If you want a route with bigger skies and more classic highway character, point the car toward Amarillo. Visit Amarillo frames the city around Route 66, and in 2026 that angle gets even stronger with centennial energy and special programming tied to the road’s 100th anniversary. Add Cadillac Ranch, one of the city’s best-known roadside stops, and you already have the kind of destination that feels built for a road-trip headline.
The real payoff comes from pairing Amarillo with Palo Duro Canyon State Park. Texas Parks and Wildlife says the park is the second-largest canyon in the country and notes that visitors can explore it by foot, mountain bike, horse, or car, with camping and the long-running TEXAS Outdoor Musical in summer. Amarillo brings the road culture; Palo Duro supplies the landscape that makes the whole trip feel much grander.
4. Broken Bow and Beavers Bend, Oklahoma

Not every memorable drive from Dallas needs a city at the end of it. Broken Bow is one of the best choices when the point is to get into the woods, unplug for a while, and spend more time outside than indoors. Travel Oklahoma ties that appeal directly to Beavers Bend State Park, which is the reason so many North Texas travelers keep returning to the area.
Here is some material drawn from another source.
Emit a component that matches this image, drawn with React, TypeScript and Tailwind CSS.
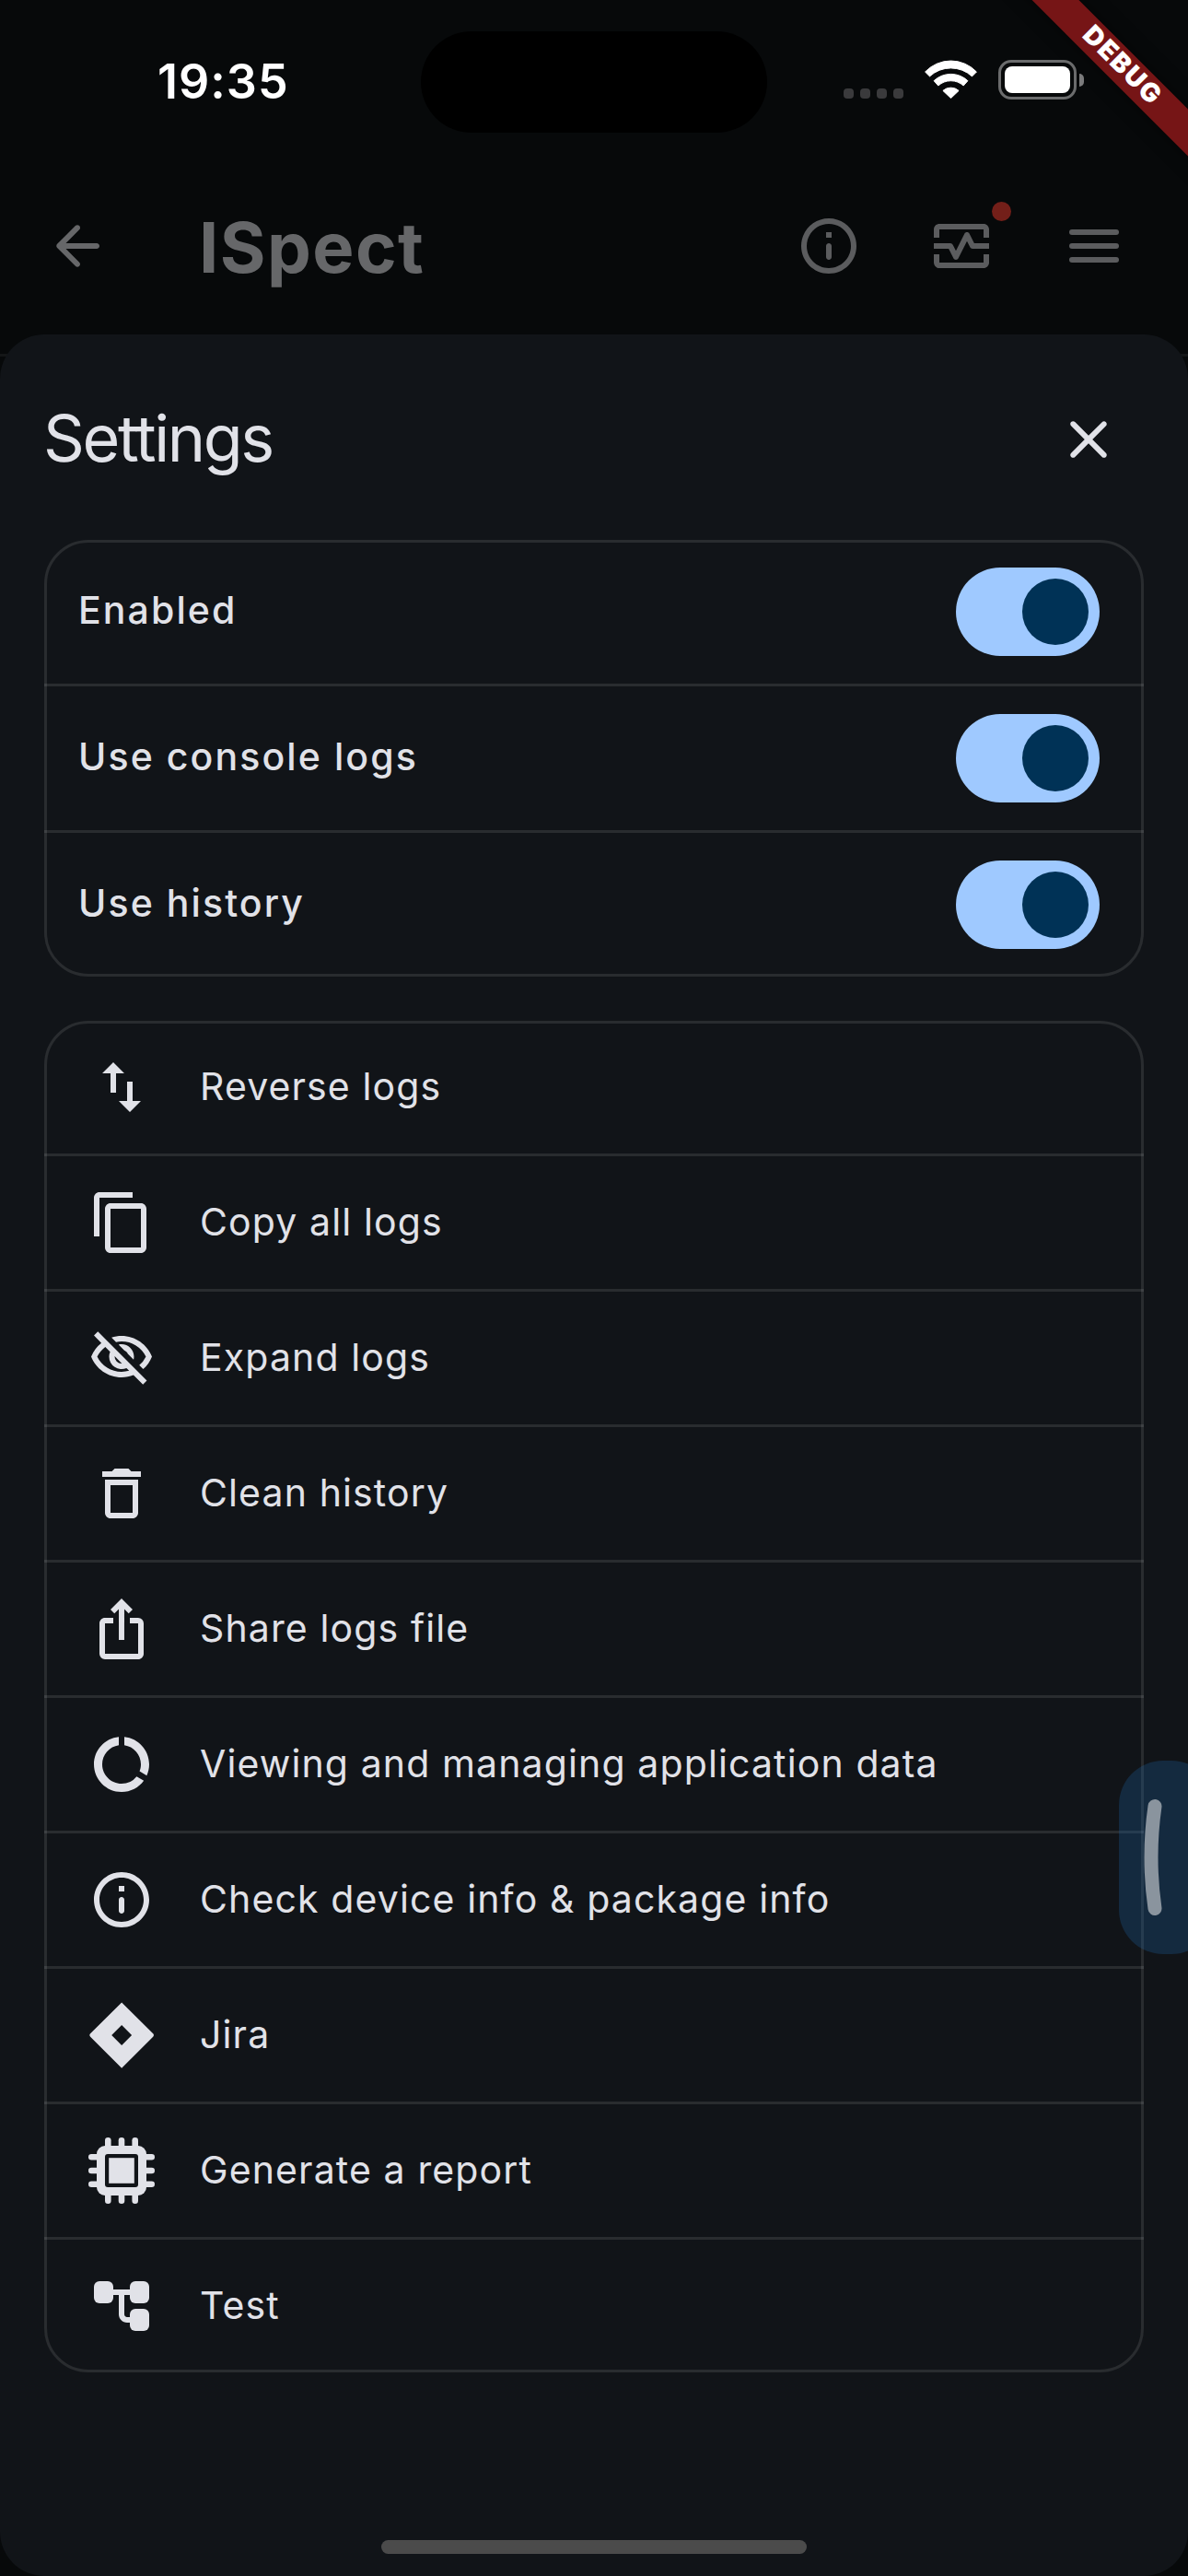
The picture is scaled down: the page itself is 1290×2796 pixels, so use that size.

Beavers Bend gives you enough range that the trip can lean active or quiet depending on your mood. The official state-park page highlights hiking, biking, boating, fishing, canoeing and kayaking, horseback riding, lodge stays, and golf, all within the same broader setting. That is a wide menu for a relatively easy escape from Dallas, and it is why Broken Bow works for couples, families, and friend groups without needing three separate itineraries.
5. Hot Springs, Arkansas

Hot Springs is the strongest beyond-Texas pick here for travelers who want something with more personality than a generic lake weekend. The National Park Service says Bathhouse Row is home to the park’s historic bathhouses, and the row forms part of a National Historic Landmark District. At the same time, the city’s tourism site widens the picture by pointing visitors toward the Lake District around Lake Hamilton and its nearly 200 miles of shoreline. That combination gives Hot Springs an identity that feels both historic and outdoorsy at once.
It also has a practical advantage that many scenic drives lack: the headline attractions are easy to understand once you arrive. The visitor center is in the Fordyce Bathhouse, where visitors can take a free self-guided tour, and current park guidance makes it easy to build in a proper soaking stop as well. So the trip can be as simple as strolling Central Avenue and touring the historic core, or as restorative as turning the whole weekend into a slow spa-centered reset. For Dallas travelers willing to drive a bit farther for something more distinctive, Hot Springs is one of the most satisfying routes in the region.
Taken together, these five drives show why Dallas works so well as a starting point for regional road trips. You can build a weekend around mammoths, canyon overlooks, German Hill Country charm, forest cabins, or historic bathhouses without making the logistics feel heavy. That variety is exactly what keeps this part of the map so useful for repeat escapes.